Hey, he can’t even take his Christmas tree out the front door to the curb. Instead he goes out the back door and then drags the tree back through the house again.
He’s stupid. He’s greedy. he’s a tool of the super rich. He’s the worst governor in the state’s history. Oh, yeah, he’s running hard for President. Maybe that will get the a**hole out of the state. He couldn’t be elected could he?
MG:
Why are they good points? Maybe I am missing the geographical argument? One salient point, NJ is a bedroom community for New York and NYC.
i have a couple of friends that still live in NJ. i found it interesting that they admitted they grew up learning how to ‘game the system’ and said it’s a way of life there. even though they’re dem’s they have a bit of respect for chris. why? he out gamed them. what a wonderful underlying system we have…
I would point out that that is not true of the entire state, yes for NE New Jersey, but Camden is really Philadelphia’s bedroom community. Trenton is more nearly for Philadelphia than NYC also. Let alone Atlantic City, and the South Part of the state.
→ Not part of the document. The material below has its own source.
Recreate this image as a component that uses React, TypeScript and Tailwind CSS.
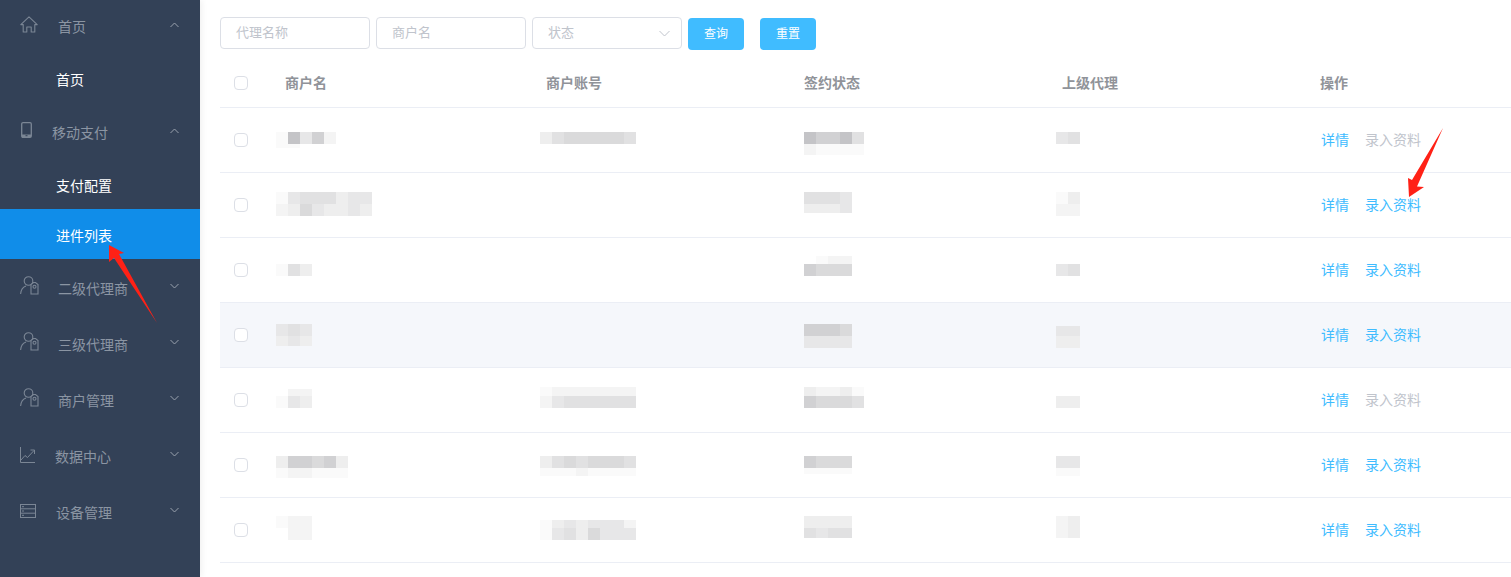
import type { ReactNode } from "react";

const FONT = "font-['Liberation_Sans','Noto_Sans_CJK_SC',sans-serif]";

const tones: Record<string, string> = {
  "0": "bg-transparent",
  a: "bg-[#fafafa]",
  b: "bg-[#f4f4f4]",
  c: "bg-[#eeeeee]",
  d: "bg-[#e7e7e8]",
  e: "bg-[#e1e1e2]",
  f: "bg-[#dadadb]",
  g: "bg-[#d1d1d3]",
  h: "bg-[#c4c4c7]",
};

const heights: Record<string, string> = {
  "4": "h-1",
  "6": "h-1.5",
  "7": "h-[7px]",
  "8": "h-2",
  "9": "h-[9px]",
  "10": "h-2.5",
  "11": "h-[11px]",
  "12": "h-3",
};

// each row is "height:cells", one letter for a 12px mosaic square
function Blur({ rows, className }: { rows: string[]; className: string }) {
  return (
    <div className={className}>
      {rows.map((row, i) => {
        const [h, cells] = row.split(":");
        return (
          <div key={i} className={`flex ${heights[h]}`}>
            {cells.split("").map((c, j) => (
              <div key={j} className={`w-3 ${tones[c]}`} />
            ))}
          </div>
        );
      })}
    </div>
  );
}

const rows = [
  {
    name: { top: "mt-6", rows: ["12:ahdgb", "4:aa"] },
    account: { top: "mt-6", rows: ["12:cefffffe"] },
    status: { top: "mt-6", rows: ["12:hgghe", "11:baaaa"] },
    agent: { top: "mt-6", rows: ["12:de"] },
    active: false,
  },
  {
    name: { top: "mt-[19px]", rows: ["12:adeeecdd", "12:bcfdccdc"] },
    account: null,
    status: { top: "mt-[19px]", rows: ["12:eeed", "9:cccd"] },
    agent: { top: "mt-[19px]", rows: ["12:ac", "12:bb"] },
    active: true,
  },
  {
    name: { top: "mt-[26px]", rows: ["12:aec"] },
    account: null,
    status: { top: "mt-[18px]", rows: ["8:0abb", "12:gfff"] },
    agent: { top: "mt-[26px]", rows: ["12:de"] },
    active: true,
  },
  {
    name: { top: "mt-[21px]", rows: ["12:ded", "10:cdc"] },
    account: null,
    status: { top: "mt-[21px]", rows: ["12:gggf", "12:dddd"] },
    agent: { top: "mt-[23px]", rows: ["10:dd", "12:cc"] },
    active: true,
  },
  {
    name: { top: "mt-[21px]", rows: ["7:0bb", "12:adc"] },
    account: { top: "mt-[19px]", rows: ["9:abbbbbbb", "12:bdeeeeee"] },
    status: { top: "mt-[19px]", rows: ["9:cbbca", "12:gfffe"] },
    agent: { top: "mt-7", rows: ["12:cc"] },
    active: false,
  },
  {
    name: { top: "mt-[23px]", rows: ["12:cggfgc", "10:abbaaa"] },
    account: { top: "mt-[23px]", rows: ["12:cefefffe", "8:aaabaaaa"] },
    status: { top: "mt-[23px]", rows: ["12:gfff", "6:aaaa"] },
    agent: { top: "mt-[23px]", rows: ["12:dd", "8:aa"] },
    active: true,
  },
  {
    name: { top: "mt-[18px]", rows: ["12:abb", "12:0bb"] },
    account: { top: "mt-[22px]", rows: ["8:acdcdddb", "12:adecfddd"] },
    status: { top: "mt-[18px]", rows: ["12:cccc", "10:edee"] },
    agent: { top: "mt-[18px]", rows: ["12:bc", "10:bc"] },
    active: true,
  },
];

const HomeIcon = () => (
  <svg width="18" height="17" viewBox="0 0 18 17" fill="none" stroke="#7b8695" strokeWidth="1.1">
    <path d="M.8 8.6 9 .8l8.200 7.800h-2.400v7.400h-3.600v-5H6.800v5H3.200V8.600z" strokeLinejoin="round" />
  </svg>
);

const PhoneIcon = () => (
  <svg width="11" height="16" viewBox="0 0 11 16" fill="none">
    <rect x=".7" y=".7" width="9.600" height="14.600" rx="1.300" stroke="#7b8695" strokeWidth="1.300" />
    <path d="M1 12.500h9V15H1z" fill="#7b8695" />
    <path d="M4.500 13.700h2" stroke="#334157" />
  </svg>
);

const AgentIcon = () => (
  <svg width="19" height="19" viewBox="0 0 19 19" fill="none" stroke="#7b8695" strokeWidth="1.100">
    <circle cx="8.500" cy="5" r="4.300" />
    <path d="M.6 18c.3-4.200 2.500-7 5.400-8" />
    <path d="M11 8.500l2.500-2 2 0 2.500 2V18h-7z" fill="#334157" />
    <circle cx="14.500" cy="10.800" r="1.500" />
  </svg>
);

const ChartIcon = () => (
  <svg width="16" height="16" viewBox="0 0 16 16" fill="none" stroke="#7b8695" strokeWidth="1">
    <path d="M.5 0v15.500H15" />
    <path d="M1 13l4-4.500 2.500 2L14 3.500M10.500 3h4v4" />
  </svg>
);

const ServerIcon = () => (
  <svg width="16" height="14" viewBox="0 0 16 14" fill="none" stroke="#7b8695" strokeWidth="1">
    <rect x=".5" y=".5" width="15" height="13" />
    <path d="M.5 4.800h15M.5 9.200h15" />
    <path d="M2 2.700h2M2 7h2M2 11.300h2" />
  </svg>
);

function Chevron({ up }: { up?: boolean }) {
  return (
    <svg width="9" height="6" viewBox="0 0 9 6" fill="none" stroke="#9aa2ae" strokeWidth="1">
      <path d={up ? "M.5 5 4.500 1l4 4" : "M.5 1l4 4 4-4"} />
    </svg>
  );
}

function MenuHead({ icon, label, slot, up }: { icon: ReactNode; label: string; slot: string; up?: boolean }) {
  return (
    <div className="flex h-14 pr-[21px] text-sm text-[#8b95a3]">
      <div className={`${slot} shrink-0 pl-5`}>{icon}</div>
      <div className="flex-1 pt-[20px] leading-[20px] whitespace-nowrap">{label}</div>
      <div className={up ? "pt-[25px]" : "pt-6"}>
        <Chevron up={up} />
      </div>
    </div>
  );
}

function SubItem({ label, active }: { label: string; active?: boolean }) {
  return (
    <div className={`h-[50px] pl-14 text-sm leading-[54px] text-white ${active ? "bg-[#108de9]" : ""}`}>{label}</div>
  );
}

function Sidebar() {
  return (
    <aside className="w-[200px] shrink-0 bg-[#334157] overflow-hidden shadow-[2px_0_6px_rgba(0,0,0,0.06)]">
      <div className="-mt-[3px]">
        <MenuHead icon={<div className="pt-[19px]"><HomeIcon /></div>} label="首页" slot="w-[58px]" up />
        <SubItem label="首页" />
        <MenuHead icon={<div className="pl-px pt-[19px]"><PhoneIcon /></div>} label="移动支付" slot="w-[52px]" up />
        <SubItem label="支付配置" />
        <SubItem label="进件列表" active />
        <MenuHead icon={<div className="pt-[17px]"><AgentIcon /></div>} label="二级代理商" slot="w-[58px]" />
        <MenuHead icon={<div className="pt-[17px]"><AgentIcon /></div>} label="三级代理商" slot="w-[58px]" />
        <MenuHead icon={<div className="pt-[17px]"><AgentIcon /></div>} label="商户管理" slot="w-[58px]" />
        <MenuHead icon={<div className="pt-5"><ChartIcon /></div>} label="数据中心" slot="w-[55px]" />
        <MenuHead icon={<div className="pt-[21px]"><ServerIcon /></div>} label="设备管理" slot="w-14" />
      </div>
    </aside>
  );
}

function Field({ text, arrow }: { text: string; arrow?: boolean }) {
  return (
    <div className="flex h-8 w-[150px] items-center justify-between rounded border border-[#dcdfe6] bg-white pl-[15px] pr-[11px] text-[13px] text-[#c0c4cc]">
      {text}
      {arrow && (
        <svg width="11" height="7" viewBox="0 0 11 7" fill="none" stroke="#c0c4cc" strokeWidth="1">
          <path d="M.5 1l5 5 5-5" />
        </svg>
      )}
    </div>
  );
}

function Check() {
  return <div className="h-3.5 w-3.5 rounded-sm border border-[#dcdfe6] bg-white" />;
}

const COLS = "grid grid-cols-[65px_261px_258px_258px_258px_1fr]";

function Table() {
  return (
    <div className="mt-2.5">
      <div className={`${COLS} h-[48px] items-center border-b border-[#ebeef5] pb-px text-sm font-bold text-[#909399]`}>
        <div className="pl-3.5">
          <Check />
        </div>
        <div>商户名</div>
        <div>商户账号</div>
        <div>签约状态</div>
        <div>上级代理</div>
        <div>操作</div>
      </div>
      {rows.map((r, i) => (
        <div key={i} className={`${COLS} h-[65px] border-b border-[#ebeef5] ${i === 3 ? "bg-[#f5f7fb]" : ""}`}>
          <div className="flex items-center pl-3.5">
            <Check />
          </div>
          <div>
            <Blur className={`-ml-[9px] ${r.name.top}`} rows={r.name.rows} />
          </div>
          <div>{r.account && <Blur className={`-ml-1.5 ${r.account.top}`} rows={r.account.rows} />}</div>
          <div>
            <Blur className={r.status.top} rows={r.status.rows} />
          </div>
          <div>
            <Blur className={`-ml-1.5 ${r.agent.top}`} rows={r.agent.rows} />
          </div>
          <div className="flex items-center gap-4 pl-px text-sm text-[#40bcff]">
            <span>详情</span>
            <span className={r.active ? "" : "text-[#c0c4cc]"}>录入资料</span>
          </div>
        </div>
      ))}
    </div>
  );
}

export default function App() {
  return (
    <div className={`relative flex h-[577px] w-[1511px] overflow-hidden bg-white ${FONT}`}>
      <Sidebar />
      <main className="flex-1 pl-5 pt-[17px]">
        <div className="flex items-start gap-1.5">
          <Field text="代理名称" />
          <Field text="商户名" />
          <Field text="状态" arrow />
          <button className="mt-px h-8 w-14 rounded bg-[#40bcff] text-xs text-white">查询</button>
          <button className="mt-px ml-2.5 h-8 w-14 rounded bg-[#40bcff] text-xs text-white">重置</button>
        </div>
        <Table />
      </main>
      <svg className="pointer-events-none absolute inset-0" width="1511" height="577" viewBox="0 0 1511 577" fill="#ff2116">
        <path d="M109 245l15 8-5 1L157 323l-43-65-5 4z" />
        <path d="M1409 197l15-10-7-.5L1443 128l-31 52-4-2z" />
      </svg>
    </div>
  );
}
Look at a map and draw say a 50 mile line from NYC a lot of the state is outside it. Plus a lot of the folks in NE NJ probably are employed in businesses that cater to NYC employees, but don’t work accross the river. Note that recently a lot of back office wall street jobs have moved accross the river, because its cheaper. There is no reason for the back office to be in NYC.
Lyle:
Its been a while since I wandered northern NJ other than passing through it a woop up from Camp Lejeune in the early seventies, stationed at Fort Mommouth while I learned to be a Crypyo Tech, and later Nad Earle waiting to go over seas. As I remember it the highways and buses were pretty crowded coming down from Port Authority. It appears to still be a transportation nightmare and that maybe an easier way of getting out of the state and into NYC might be in order? If not the original one than the latest?
Many people disparage Detroit also. If it didn’t exist, I would venture to say many of havens for the middle and upper incomes would not be in existance today and many of the veggie farms that disappeared would be there today. Detroit is the busiest port of entry with Canada to the US. It generates quite a bit of tax revenue. I suspect the same might be true for NJ with the establishment of some type of transportation (other than car) for NJ. You will pull mor of those wealthy people into northern NJ and especially if they begin to build TODs.
It is really the same arguement that occured in the 1870s in MT. At that point the Utah Northern (Union Pacific) wanted to build to Helena, and Butte, but the folks in Missoula could not see any benefit to them. The UP wanted a subsidy to build but the territory did not at that time give one due to only benefiting a part of the state. Here the solution would be a vote of the people of the state (echoing Hiram Johnson) does the whole state want to subidize one part of the state? And to what degree? You would have to work a deal where the whole state benefits, or alternativly create a taxing district of roughly the first 50 miles from the Hudson, and have that district pay for it.
i, too, was in CLNC. ’74/’75. 2d mardiv, G3 Opns.